The probabilistic description of a changing climate

  • IFISC Seminar

  • Gabor Drotos
  • IFISC and MTA-ELTE Theoretical Physics Research Group (Budapest, Hungary
  • Feb. 28, 2017, 2:30 p.m.
  • IFISC Seminar Room
  • Announcement file

The time evolution of the climate system is unpredictable. The inherent unpredictability originates from the irregular, chaotic nature of the solutions of the underlying dynamics, and in such circumstances only probabilistic predictions can be made. The full range of possible outcomes is described by the so-called natural distribution on a dynamical attractor, since any initial probability distribution converges to the natural one with an exponential speed.
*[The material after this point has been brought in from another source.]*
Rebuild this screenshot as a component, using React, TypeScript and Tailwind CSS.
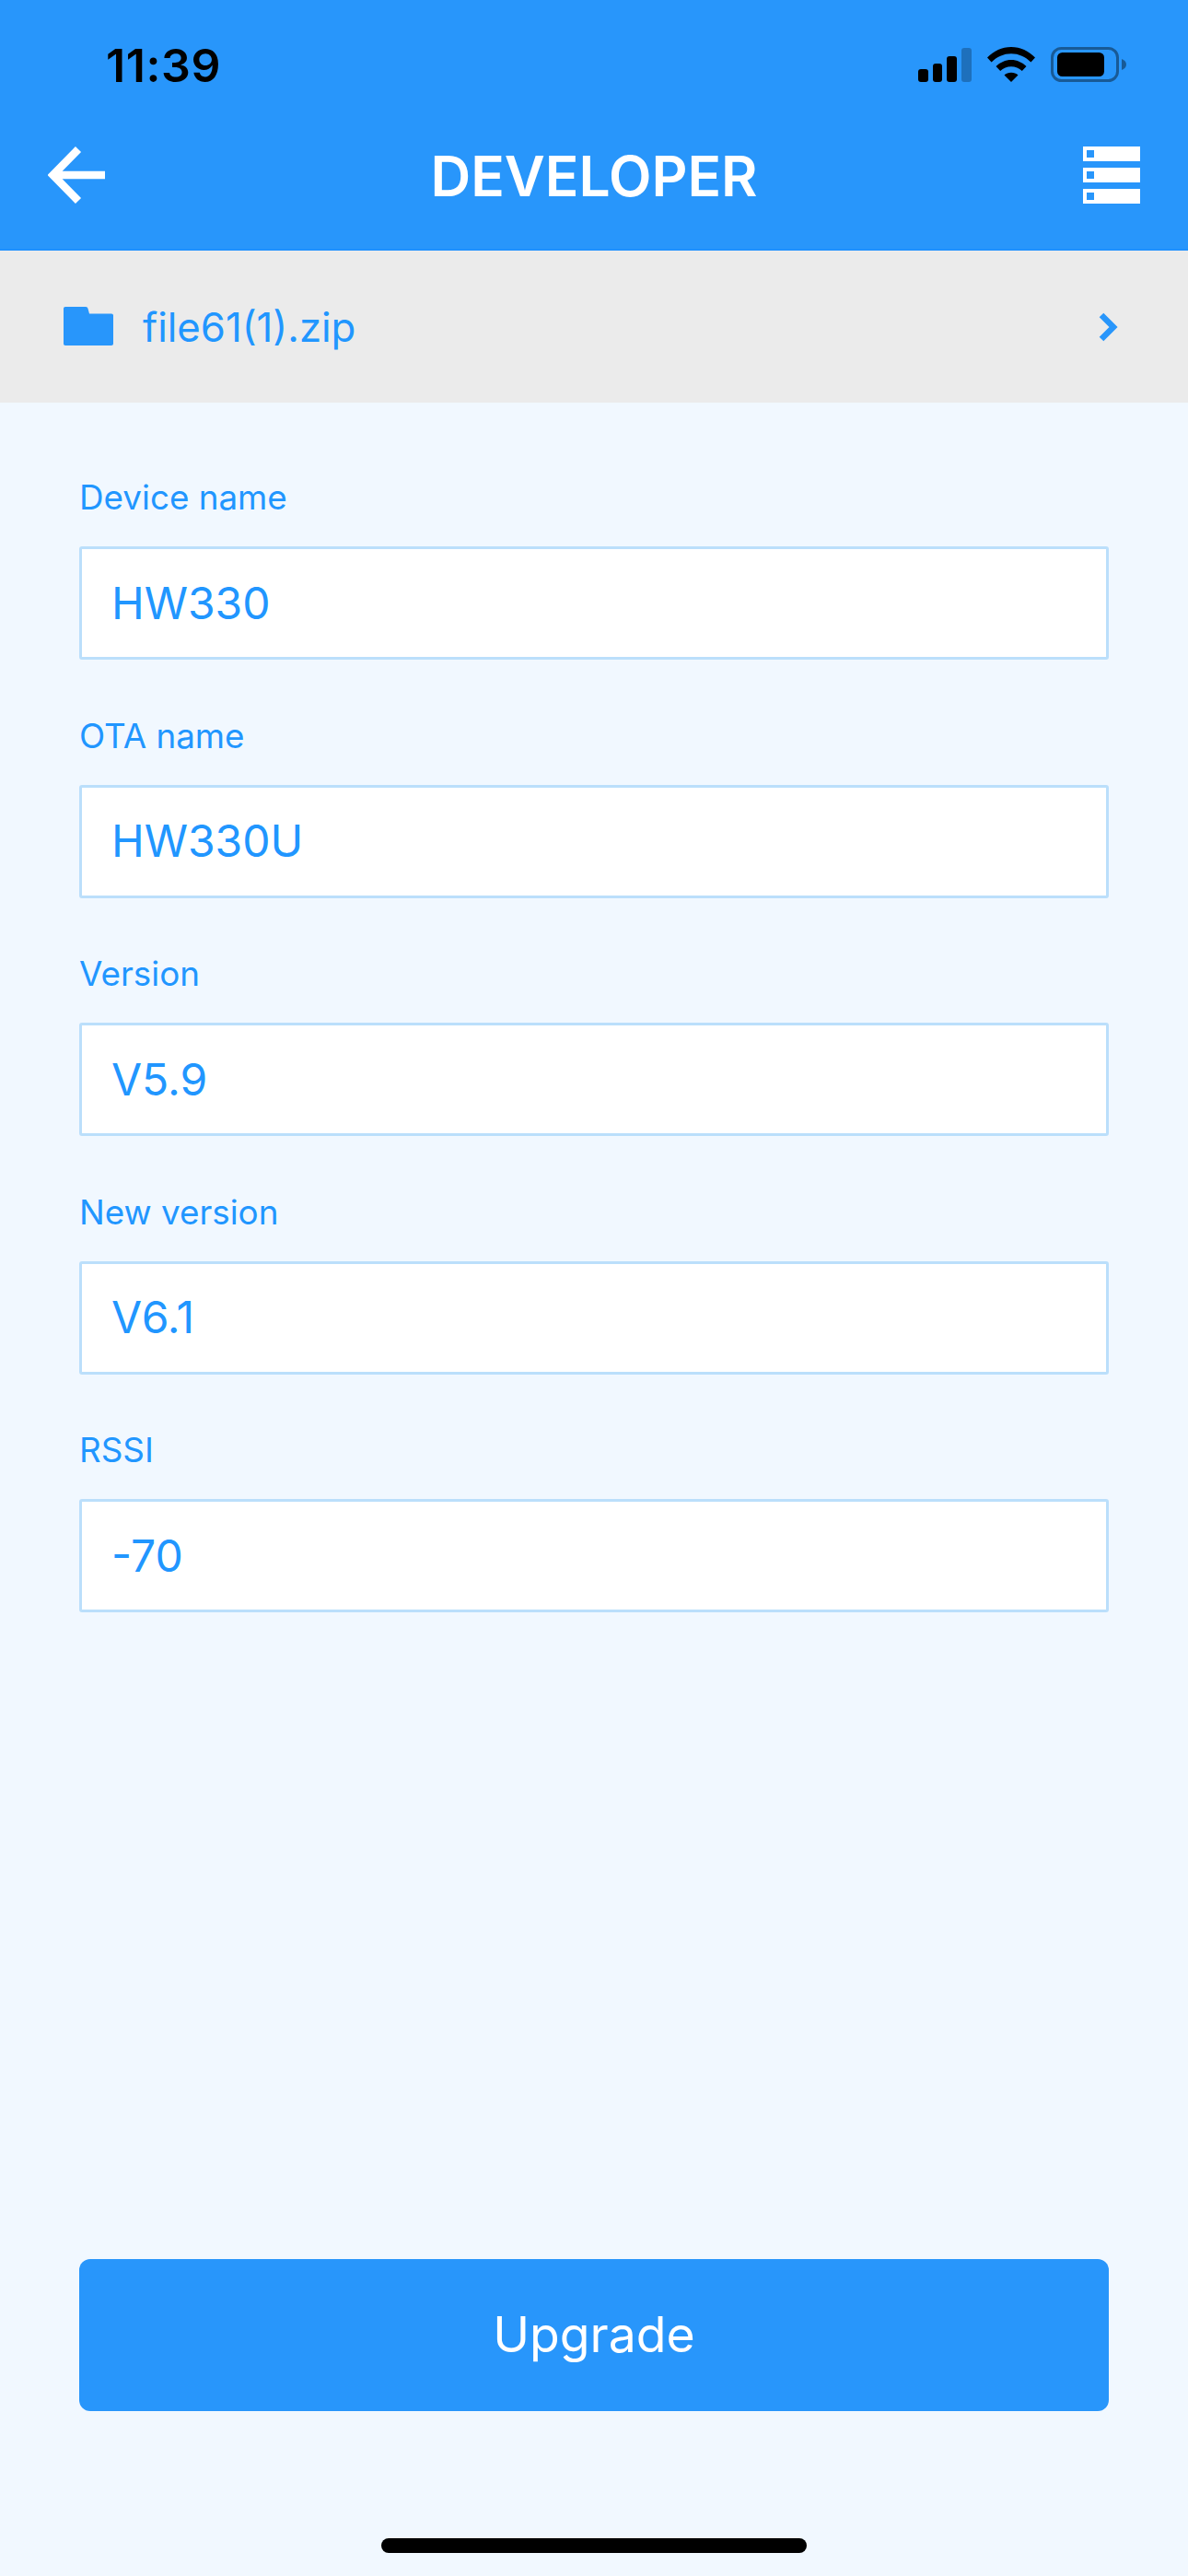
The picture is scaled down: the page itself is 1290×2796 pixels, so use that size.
const FONT = "font-['Inter','Noto_Sans',sans-serif]";

const fields = [
  { label: 'Device name', value: 'HW330' },
  { label: 'OTA name', value: 'HW330U' },
  { label: 'Version', value: 'V5.9' },
  { label: 'New version', value: 'V6.1' },
  { label: 'RSSI', value: '-70' },
];

// ---- status bar ----
function SignalIcon() {
  return (
    <svg width="58" height="37" viewBox="0 0 58 37" className="block">
      <rect x="0" y="23" width="11" height="14" rx="3" fill="#000" />
      <rect x="16" y="17" width="10" height="20" rx="3" fill="#000" />
      <rect x="31" y="9" width="11" height="28" rx="3" fill="#000" />
      <rect x="47" y="0" width="11" height="37" rx="3" fill="#000" fillOpacity="0.25" />
    </svg>
  );
}

function WifiIcon() {
  return (
    <svg width="52" height="38" viewBox="0 0 52 38" className="block">
      <path d="M0 11.5C7 4.4 16 0 26 0s19 4.4 26 11.5l-4.6 5C41.6 10.600 34.200 7.200 26 7.200S10.400 10.600 4.600 16.500z" fill="#000" />
      <path d="M9.500 21C14 16.700 19.700 14 26 14s12 2.700 16.500 7l-4.700 5C34.600 23 30.500 21.200 26 21.200S17.400 23 14.200 26z" fill="#000" />
      <path d="M18.500 30.500C20.500 28.800 23.100 27.800 26 27.800s5.500 1 7.500 2.700L26 38z" fill="#000" />
    </svg>
  );
}

function BatteryIcon() {
  return (
    <svg width="82" height="38" viewBox="0 0 82 38" className="block">
      <rect x="1.500" y="1.500" width="71" height="35" rx="10" fill="none" stroke="#000" strokeOpacity="0.4" strokeWidth="3" />
      <rect x="7" y="6" width="51" height="26" rx="5.500" fill="#000" />
      <path d="M77 13c2.800 1 5 3.200 5 6s-2.200 5-5 6z" fill="#000" fillOpacity="0.4" />
    </svg>
  );
}

// ---- navigation icons ----
function BackArrow() {
  return (
    <svg width="62" height="62" viewBox="0 0 62 62" className="block">
      <path d="M62 31H5M33 3L5.500 31 33 59" fill="none" stroke="#fff" strokeWidth="8.500" strokeLinejoin="miter" />
    </svg>
  );
}

function ServerIcon() {
  return (
    <svg width="62" height="62" viewBox="0 0 62 62" className="block">
      <path d="M0 0h62v16H0zM0 23h62v16H0zM0 46h62v16H0z" fill="#fff" />
      <path d="M4 4h8v8H4zM4 27h8v8H4zM4 50h8v8H4z" fill="#2896fb" />
    </svg>
  );
}

function FolderIcon() {
  return (
    <svg width="54" height="42" viewBox="0 0 54 42" className="block">
      <path d="M2 0h22c1.500 0 2.200.8 2.500 2L28 7.500h24c1.200 0 2 .8 2 2V40c0 1.200-.8 2-2 2H2c-1.200 0-2-.8-2-2V2C0 .8.800 0 2 0z" fill="#2896fb" />
    </svg>
  );
}

function ChevronIcon() {
  return (
    <svg width="22" height="32" viewBox="0 0 22 32" className="block">
      <path d="M3 3l13 13L3 29" fill="none" stroke="#2896fb" strokeWidth="6.500" />
    </svg>
  );
}

function Field({ label, value }: { label: string; value: string }) {
  return (
    <div>
      <p className="h-[44px] text-[36.800px] leading-[44px] text-[#2196ff]">{label}</p>
      <div className="mt-[31px] flex h-[123px] items-center rounded-[3px] border-[3px] border-[#bbdffb] bg-white pl-[32px] text-[48px] text-[#2196ff]">
        {value}
      </div>
    </div>
  );
}

export default function App() {
  return (
    <div className={`${FONT} flex h-[2796px] w-[1290px] flex-col bg-[#f1f8ff]`}>
      {/* ヘッダー */}
      <header className="h-[272px] border-b-2 border-[#1e90ff] bg-[#2896fb]">
        <div className="flex h-[89px] items-end justify-between pl-[115px] pr-[67px]">
          <span className="text-[50px] leading-[36px] font-semibold tracking-[0.6px] text-black">11:39</span>
          <div className="flex items-end gap-[17px]">
            <SignalIcon />
            <WifiIcon />
            <BatteryIcon />
          </div>
        </div>
        <div className="mt-[69px] flex items-center justify-between px-[52px]">
          <BackArrow />
          <h1 className="mt-[3px] text-[60.500px] leading-none font-semibold text-white">DEVELOPER</h1>
          <ServerIcon />
        </div>
      </header>

      {/* ファイル選択 */}
      <div className="flex h-[165px] items-center justify-between bg-[#ebebeb] pl-[69px] pr-[75px]">
        <div className="flex items-center gap-[32px]">
          <FolderIcon />
          <span className="pt-[2px] text-[43.700px] text-[#2196ff]">file61(1).zip</span>
        </div>
        <ChevronIcon />
      </div>

      <main className="flex flex-1 flex-col px-[86px] pt-[81px]">
        <div className="flex flex-col gap-[60.500px]">
          {fields.map(f => (
            <Field key={f.label} label={f.label} value={f.value} />
          ))}
        </div>
        <button className="mt-auto h-[165px] w-full rounded-[12px] bg-[#2896fb] text-[53.500px] text-white">
          Upgrade
        </button>
        <div className="mt-[138px] mb-[25px] flex justify-center">
          <div className="h-[16px] w-[462px] rounded-full bg-black" />
        </div>
      </main>
    </div>
  );
}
We emphasize that this distribution exists, beyond what a traditional framework covers, in non-periodically time-dependent dynamical systems as well, so that this approach is applicable even if a parameter (like the greenhouse gas concentration) is shifting. In this case the natural distribution itself depends on time, and this dependence (especially shifts in expectation values) represents climate change. Numerically, the natural distribution can be represented by an ensemble of trajectories, and statistical characteristic are to be evaluated with respect to the ensemble. We demonstrate on the example of the so-called teleconnections that this proper approach can give considerably different results compared to the traditional one which evaluates statistics along a single trajectory over a finite interval of time. In general, differences between ensemble and temporal averages cannot be arbitrarily reduced in non-periodically time-dependent dynamical systems.